■ Material:
________________________________________

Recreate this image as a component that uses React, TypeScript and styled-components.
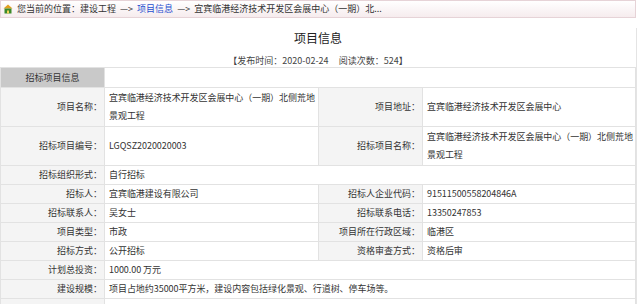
import React from "react";
import styled, {createGlobalStyle} from "styled-components";

const GlobalStyle = createGlobalStyle`
  body {
    margin: 0;
    background: #fff;
    font-family: "Noto Sans CJK SC", "Noto Sans", sans-serif;
    color: #333;
  }
`;

type Row = {
  label: string;
  value: string;
  label2?: string;
  value2?: string;
  tall?: boolean;
};

const rows: Row[] = [
  {
    label: "项目名称：",
    value: "宜宾临港经济技术开发区会展中心（一期）北侧荒地景观工程",
    label2: "项目地址：",
    value2: "宜宾临港经济技术开发区会展中心",
    tall: true,
  },
  {
    label: "招标项目编号：",
    value: "LGQSZ2020020003",
    label2: "招标项目名称：",
    value2: "宜宾临港经济技术开发区会展中心（一期）北侧荒地景观工程",
    tall: true,
  },
  {label: "招标组织形式：", value: "自行招标"},
  {label: "招标人：", value: "宜宾临港建设有限公司", label2: "招标人企业代码：", value2: "91511500558204846A"},
  {label: "招标联系人：", value: "吴女士", label2: "招标联系电话：", value2: "13350247853"},
  {label: "项目类型：", value: "市政", label2: "项目所在行政区域：", value2: "临港区"},
  {label: "招标方式：", value: "公开招标", label2: "资格审查方式：", value2: "资格后审"},
  {label: "计划总投资：", value: "1000.00 万元"},
  {label: "建设规模：", value: "项目占地约35000平方米，建设内容包括绿化景观、行道树、停车场等。"},
];

function HomeIcon() {
  return (
    <svg width="10" height="10" viewBox="0 0 10 10">
      <path d="M5 0.5 L9.5 4.5 L0.5 4.5 Z" fill="#e0a020" />
      <rect x="1.5" y="4.5" width="7" height="5" fill="#3d8a2a" />
      <rect x="4" y="6.5" width="2" height="3" fill="#f2d35a" />
    </svg>
  );
}

export default function App() {
  return (
    <>
      <GlobalStyle />
      <Page>
        <Crumbs>
          <HomeIcon />
          <CrumbText>
            您当前的位置：建设工程&nbsp; —&gt;&nbsp; <CrumbLink>项目信息</CrumbLink>&nbsp; —&gt;&nbsp;
            宜宾临港经济技术开发区会展中心（一期）北...
          </CrumbText>
        </Crumbs>
        <Panel>
          <Title>项目信息</Title>
          <Meta>【发布时间：2020-02-24&nbsp;&nbsp;&nbsp;&nbsp;&nbsp;阅读次数：524】</Meta>
          <InfoTable>
            <colgroup>
              <col style={{width: 104}} />
              <col style={{width: 214}} />
              <col style={{width: 104}} />
              <col />
            </colgroup>
            <tbody>
              <tr>
                <SectionHead>招标项目信息</SectionHead>
                <Value colSpan={3} />
              </tr>
              {rows.map((r) => (
                <tr key={r.label}>
                  <Label>{r.label}</Label>
                  {r.label2 ? (
                    <>
                      <Value $tall={r.tall}>{r.value}</Value>
                      <Label>{r.label2}</Label>
                      <Value $tall={r.tall}>{r.value2}</Value>
                    </>
                  ) : (
                    <Value colSpan={3}>{r.value}</Value>
                  )}
                </tr>
              ))}
              <tr>
                <Label />
                <Value colSpan={3} />
              </tr>
            </tbody>
          </InfoTable>
        </Panel>
      </Page>
    </>
  );
}

const Page = styled.div`
  width: 637px;
`;

const Crumbs = styled.div`
  width: 632px;
  height: 16px;
  display: flex;
  align-items: center;
  gap: 4px;
  padding-left: 2px;
  border: 1px solid #e6d3d7;
  background: linear-gradient(#ffffff, #f6ecee);
`;

const CrumbText = styled.span`
  font-size: 9px;
  line-height: 16px;
  white-space: nowrap;
  color: #333;
`;

const CrumbLink = styled.span`
  color: #1f4fd0;
`;

const Panel = styled.div`
  border-right: 1px solid #e4e4e4;
`;

const Title = styled.div`
  margin-top: 10px;
  height: 20px;
  line-height: 20px;
  text-align: center;
  font-size: 12px;
  color: #222;
`;

const Meta = styled.div`
  margin-top: 7px;
  height: 12px;
  line-height: 12px;
  text-align: center;
  font-size: 9px;
  color: #444;
`;

const InfoTable = styled.table`
  width: 636px;
  table-layout: fixed;
  border-collapse: collapse;
  font-size: 9px;
  color: #333;

  td,
  th {
    border: 1px solid #e2e2e2;
    height: 18px;
    line-height: 18px;
    font-weight: normal;
    vertical-align: middle;
    padding-top: 0;
    padding-bottom: 0;
  }
`;

const SectionHead = styled.th`
  background: #c9c9c9;
  text-align: center;
  color: #333;
  padding: 0;
  && {
    height: 19px;
  }
`;

const Label = styled.th`
  background: #f4f4f4;
  text-align: right;
  padding: 0 2px 0 0;
  white-space: nowrap;
`;

const Value = styled.td<{$tall?: boolean}>`
  background: #fff;
  text-align: left;
  padding: 0 0 0 4px;
  letter-spacing: -0.05px;
  && {
    padding-top: ${(p) => (p.$tall ? "1px" : "0")};
    padding-bottom: ${(p) => (p.$tall ? "1px" : "0")};
  }
`;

________________________________________

■ Short task: Reproduce the full listing above verbatim, with no pictures included.

■ Task response:
Recreate this image as a component that uses React, TypeScript and styled-components.
import React from "react";
import styled, {createGlobalStyle} from "styled-components";

const GlobalStyle = createGlobalStyle`
  body {
    margin: 0;
    background: #fff;
    font-family: "Noto Sans CJK SC", "Noto Sans", sans-serif;
    color: #333;
  }
`;

type Row = {
  label: string;
  value: string;
  label2?: string;
  value2?: string;
  tall?: boolean;
};

const rows: Row[] = [
  {
    label: "项目名称：",
    value: "宜宾临港经济技术开发区会展中心（一期）北侧荒地景观工程",
    label2: "项目地址：",
    value2: "宜宾临港经济技术开发区会展中心",
    tall: true,
  },
  {
    label: "招标项目编号：",
    value: "LGQSZ2020020003",
    label2: "招标项目名称：",
    value2: "宜宾临港经济技术开发区会展中心（一期）北侧荒地景观工程",
    tall: true,
  },
  {label: "招标组织形式：", value: "自行招标"},
  {label: "招标人：", value: "宜宾临港建设有限公司", label2: "招标人企业代码：", value2: "91511500558204846A"},
  {label: "招标联系人：", value: "吴女士", label2: "招标联系电话：", value2: "13350247853"},
  {label: "项目类型：", value: "市政", label2: "项目所在行政区域：", value2: "临港区"},
  {label: "招标方式：", value: "公开招标", label2: "资格审查方式：", value2: "资格后审"},
  {label: "计划总投资：", value: "1000.00 万元"},
  {label: "建设规模：", value: "项目占地约35000平方米，建设内容包括绿化景观、行道树、停车场等。"},
];

function HomeIcon() {
  return (
    <svg width="10" height="10" viewBox="0 0 10 10">
      <path d="M5 0.5 L9.5 4.5 L0.5 4.5 Z" fill="#e0a020" />
      <rect x="1.5" y="4.5" width="7" height="5" fill="#3d8a2a" />
      <rect x="4" y="6.5" width="2" height="3" fill="#f2d35a" />
    </svg>
  );
}

export default function App() {
  return (
    <>
      <GlobalStyle />
      <Page>
        <Crumbs>
          <HomeIcon />
          <CrumbText>
            您当前的位置：建设工程&nbsp; —&gt;&nbsp; <CrumbLink>项目信息</CrumbLink>&nbsp; —&gt;&nbsp;
            宜宾临港经济技术开发区会展中心（一期）北...
          </CrumbText>
        </Crumbs>
        <Panel>
          <Title>项目信息</Title>
          <Meta>【发布时间：2020-02-24&nbsp;&nbsp;&nbsp;&nbsp;&nbsp;阅读次数：524】</Meta>
          <InfoTable>
            <colgroup>
              <col style={{width: 104}} />
              <col style={{width: 214}} />
              <col style={{width: 104}} />
              <col />
            </colgroup>
            <tbody>
              <tr>
                <SectionHead>招标项目信息</SectionHead>
                <Value colSpan={3} />
              </tr>
              {rows.map((r) => (
                <tr key={r.label}>
                  <Label>{r.label}</Label>
                  {r.label2 ? (
                    <>
                      <Value $tall={r.tall}>{r.value}</Value>
                      <Label>{r.label2}</Label>
                      <Value $tall={r.tall}>{r.value2}</Value>
                    </>
                  ) : (
                    <Value colSpan={3}>{r.value}</Value>
                  )}
                </tr>
              ))}
              <tr>
                <Label />
                <Value colSpan={3} />
              </tr>
            </tbody>
          </InfoTable>
        </Panel>
      </Page>
    </>
  );
}

const Page = styled.div`
  width: 637px;
`;

const Crumbs = styled.div`
  width: 632px;
  height: 16px;
  display: flex;
  align-items: center;
  gap: 4px;
  padding-left: 2px;
  border: 1px solid #e6d3d7;
  background: linear-gradient(#ffffff, #f6ecee);
`;

const CrumbText = styled.span`
  font-size: 9px;
  line-height: 16px;
  white-space: nowrap;
  color: #333;
`;

const CrumbLink = styled.span`
  color: #1f4fd0;
`;

const Panel = styled.div`
  border-right: 1px solid #e4e4e4;
`;

const Title = styled.div`
  margin-top: 10px;
  height: 20px;
  line-height: 20px;
  text-align: center;
  font-size: 12px;
  color: #222;
`;

const Meta = styled.div`
  margin-top: 7px;
  height: 12px;
  line-height: 12px;
  text-align: center;
  font-size: 9px;
  color: #444;
`;

const InfoTable = styled.table`
  width: 636px;
  table-layout: fixed;
  border-collapse: collapse;
  font-size: 9px;
  color: #333;

  td,
  th {
    border: 1px solid #e2e2e2;
    height: 18px;
    line-height: 18px;
    font-weight: normal;
    vertical-align: middle;
    padding-top: 0;
    padding-bottom: 0;
  }
`;

const SectionHead = styled.th`
  background: #c9c9c9;
  text-align: center;
  color: #333;
  padding: 0;
  && {
    height: 19px;
  }
`;

const Label = styled.th`
  background: #f4f4f4;
  text-align: right;
  padding: 0 2px 0 0;
  white-space: nowrap;
`;

const Value = styled.td<{$tall?: boolean}>`
  background: #fff;
  text-align: left;
  padding: 0 0 0 4px;
  letter-spacing: -0.05px;
  && {
    padding-top: ${(p) => (p.$tall ? "1px" : "0")};
    padding-bottom: ${(p) => (p.$tall ? "1px" : "0")};
  }
`;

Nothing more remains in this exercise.